For over a year, economists and the public appear to have been living in alternate realities. Preliminary numbers from the University of Michigan’s Consumer Sentiment Index show April to be the most dismal month since the survey started in 1952. But why? By almost every conventional measure, the U.S. economy is doing well. Economic growth is solid. Despite tariffs and the recent conflict with Iran, inflation is largely under control. Unemployment is a full percentage point below its 2012–2019 average. Median inflation-adjusted household income is at its highest point on record. The data say that things are looking good.

But Americans disagree. The University of Michigan’s April preliminary reading of 47.6 is lower than readings in early 1980 when we were in the first of two back-to-back recessions, inflation topped 10 percent, and mortgage rates exceeded 15 percent. Today’s consumer sentiment is not merely low. It is bizarrely low. The bizarre part is that Americans have seen worse economies than today’s, and have liked them more. In 1970, 1982, 1990, and 2007, economic growth was weaker than it is today, while inflation and unemployment were worse. Yet consumer sentiment was much higher than it is now.

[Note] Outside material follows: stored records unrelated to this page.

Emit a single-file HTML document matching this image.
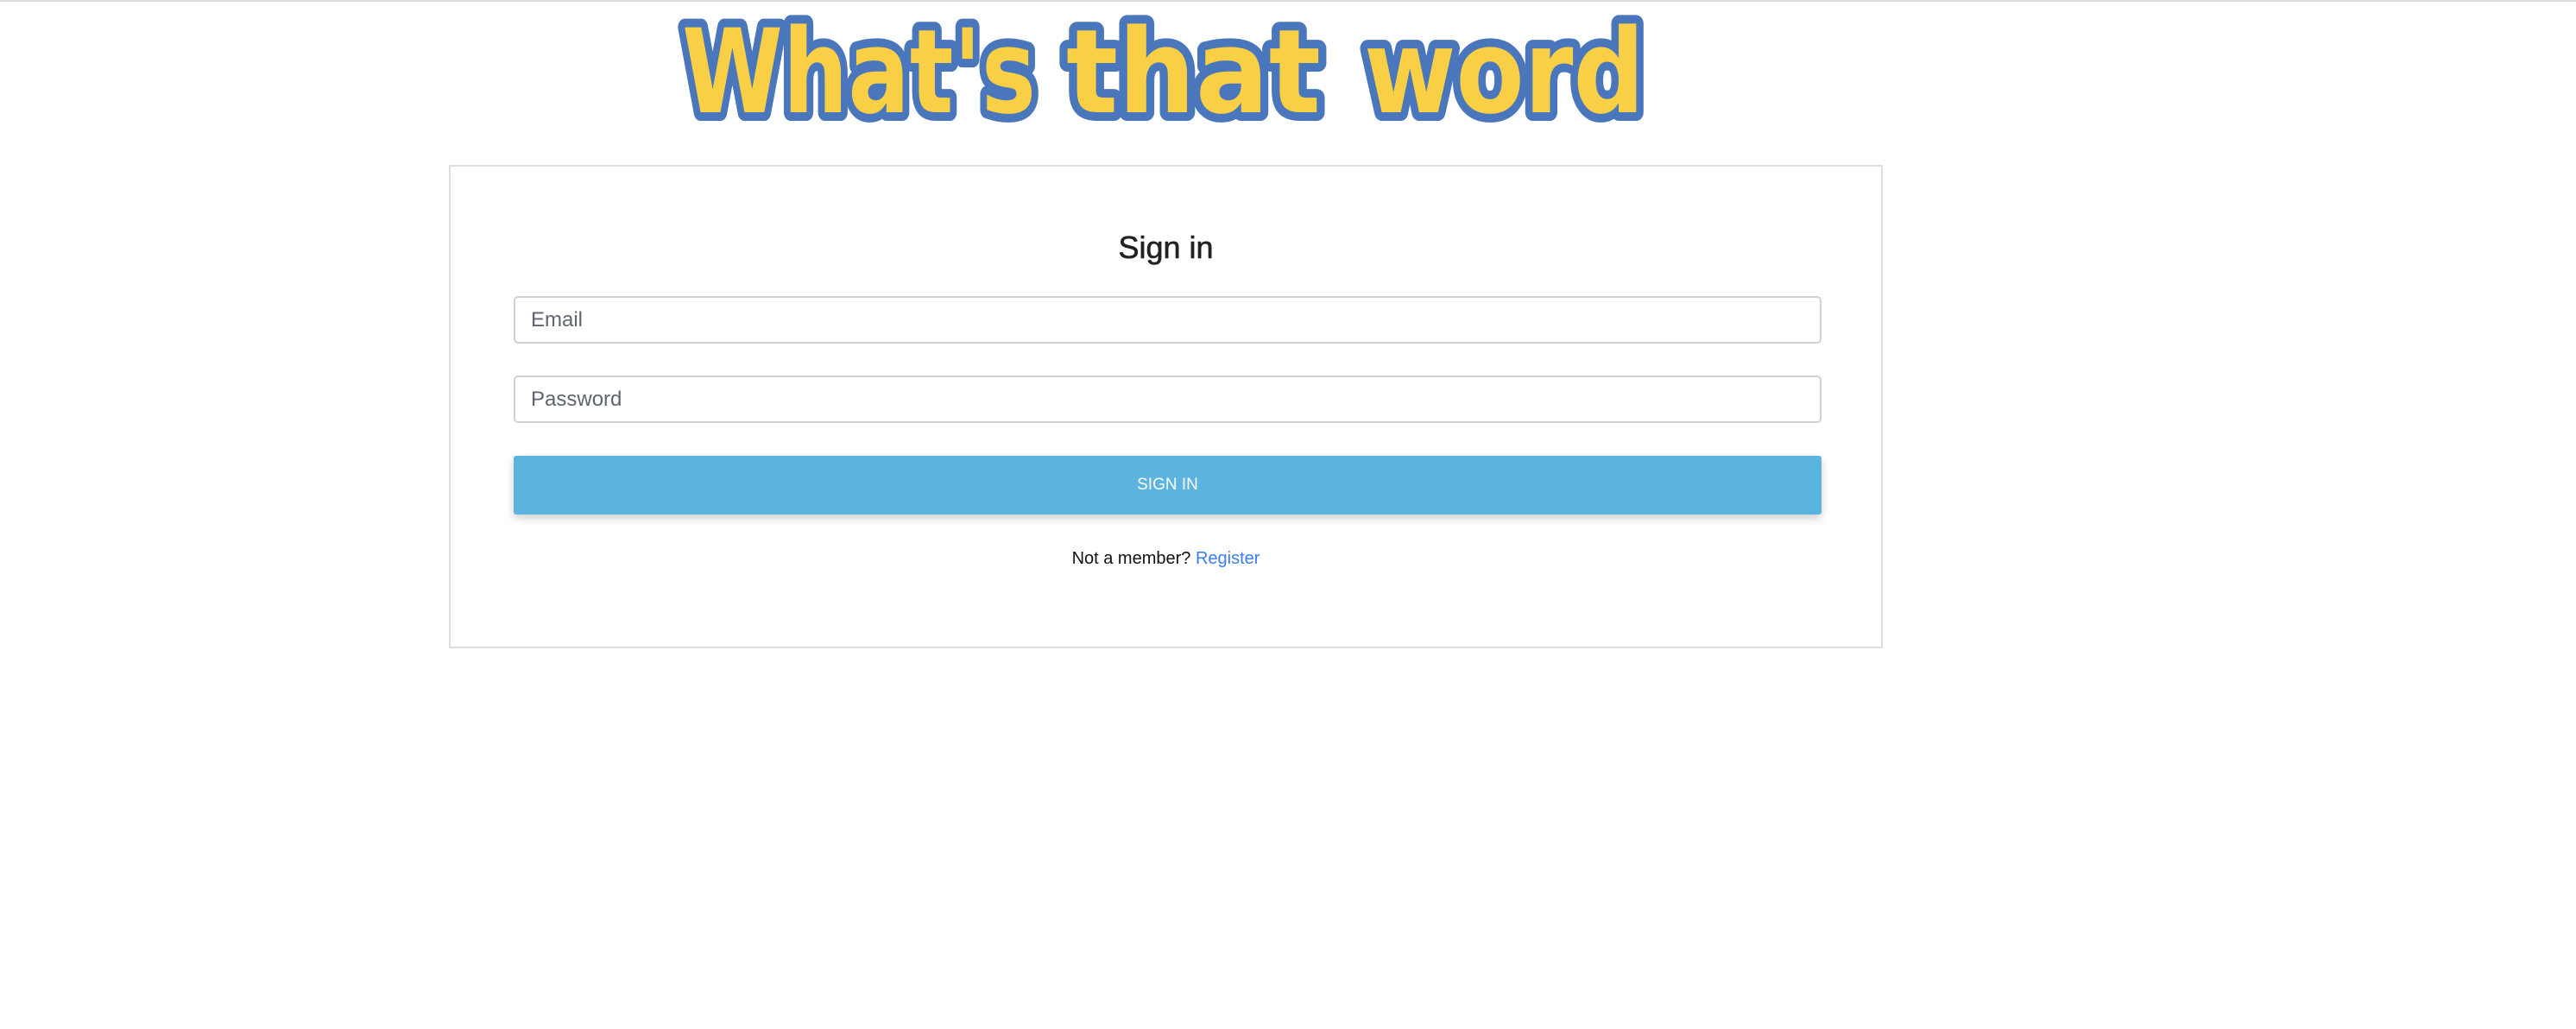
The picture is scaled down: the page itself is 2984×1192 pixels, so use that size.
<!DOCTYPE html>
<html><head><meta charset="utf-8"><style>
html,body{margin:0;padding:0;background:#fff;width:2984px;height:1192px;overflow:hidden;font-family:"Liberation Sans",Arial,sans-serif}
.topline{position:absolute;left:0;top:0;width:2984px;height:2px;background:#dcdcdf}
.card{position:absolute;left:520px;top:191px;width:1661px;height:560px;border:2px solid #dedede;box-sizing:border-box}
h1{position:absolute;left:520px;width:1661px;top:262px;margin:0;text-align:center;font-size:36px;font-weight:normal;color:#222;line-height:50px;-webkit-text-stroke:0.6px #222}
.inp{position:absolute;left:595px;width:1515px;height:55px;border:2px solid #ced1d6;border-radius:5px;box-sizing:border-box;color:#5e6570;font-size:24px;line-height:51px;padding-left:18px}
.btn{position:absolute;left:595px;top:528px;width:1515px;height:68px;background:#5bb3e0;border-radius:3px;box-shadow:0 4px 10px rgba(0,0,0,.2);color:#fff;text-align:center;font-size:19px;line-height:68px}
.note{position:absolute;left:520px;width:1661px;top:632px;text-align:center;font-size:20px;color:#111;line-height:30px}
.note span{color:#3b7bf6}
</style></head><body>
<div class="topline"></div>
<svg style="position:absolute;left:0;top:0" width="2984" height="180">
<g font-family="DejaVu Sans, sans-serif" font-weight="bold" font-size="135" fill="#f8cf45" stroke="#4a76bb" stroke-width="20" stroke-linejoin="round" style="paint-order:stroke">
<text x="790" y="130" textLength="410" lengthAdjust="spacingAndGlyphs">What's</text>
<text x="1235" y="130" textLength="295" lengthAdjust="spacingAndGlyphs">that</text>
<text x="1580" y="130" textLength="325" lengthAdjust="spacingAndGlyphs">word</text>
</g></svg>
<div class="card"></div>
<h1>Sign in</h1>
<div class="inp" style="top:343px">Email</div>
<div class="inp" style="top:435px">Password</div>
<div class="btn">SIGN IN</div>
<div class="note">Not a member? <span>Register</span></div>
</body></html>
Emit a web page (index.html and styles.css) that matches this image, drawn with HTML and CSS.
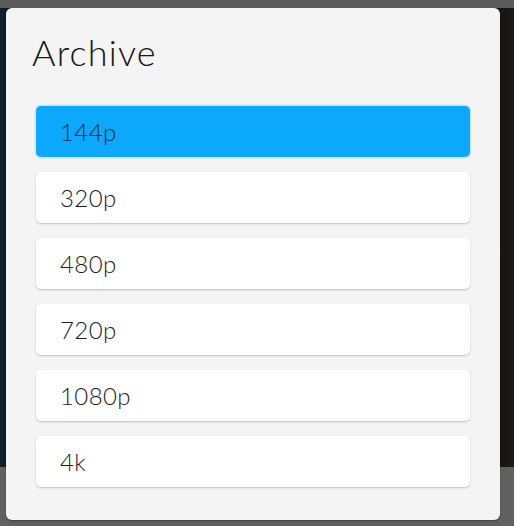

Seeing no explanation in the data, I took an informal survey of some actual people: my six adult children. I posted the economic data on our family chat and asked how, in the face of this, Americans could be so down on the economy. What followed was a blizzard of complaints that the data are wrong, that economists are out of touch, and that I was being “a boomer.” Finally, my son cut through the noise: “You keep comparing today’s economy with the economies of generations past,” he told me. “I don’t care about that. People my age are worse off than we were a few years ago.”

And that was the key. It turns out that the reality people are feeling is reflected in numbers that don’t typically make the headlines.

Because the public, press, and politicians demand fresh numbers, economists usually gauge well-being by before-tax, inflation-adjusted income. After-tax income is what really matters, of course, since the IRS gets paid before we do. But after-tax data often don’t arrive until a year or more after the fact. And since the two measures usually move together, before-tax income has always been a decent proxy.

Until Covid.

Remember all those “free” checks the government gave to households? Much of that stimulus money was structured as tax credits. And that means it showed up in the after-tax income numbers, but not in the before-tax numbers. And that means the before-tax numbers economists typically examine are largely ignoring the Covid stimulus checks.

From 2019 to 2024, middle-income consumers saw their before-tax income grow 6.9 percent faster than inflation. Among the poorest fifth of consumers, before-tax income grew 12.8 percent faster than inflation. Those figures suggest that the poor and middle class are significantly better off today than in 2019.

But the after-tax numbers tell a different story. Things initially looked great: In a single year, the Covid stimulus checks boosted the median consumer’s after-tax purchasing power by 7.8 percent. For the poorest fifth of consumers, the boost was a staggering 22 percent. Up and down the income distribution, from the poor through the middle class and beyond, Covid relief significantly and immediately raised Americans’ standards of living — and held it there for over a year. The income boost lasted long enough that people got used to it.

And then the rug was pulled out from under them.

By 2023, the stimulus checks had dried up, eviction moratoria had ended, student loan payments were resuming, and inflation was coming off a 40-year high. The result was that many households experienced a sharp decline from the elevated lifestyle they had come to regard as a new normal.

From 2021 to 2023, middle-income consumers saw their after-tax purchasing power decline by almost 3 percent, and poorer consumers saw theirs fall by almost 10 percent. This is the smoking gun that explains the disconnect between the public’s mood and the economy’s fundamentals. While economists see before-tax income steadily rising since 2019, Americans are looking back longingly to their after-tax incomes in 2020 and 2021, when all that free money made them feel richer than they really were.

If current trends continue, we’ll be into the 2030s before more than half of households recover the purchasing power they enjoyed at the height of the Covid stimulus. Economists can keep pointing to solid fundamentals, but people will continue to be unimpressed. The stimulus showed them a better life that they have yet to recapture. That this better life was an illusion built on unsustainable government borrowing is of little comfort.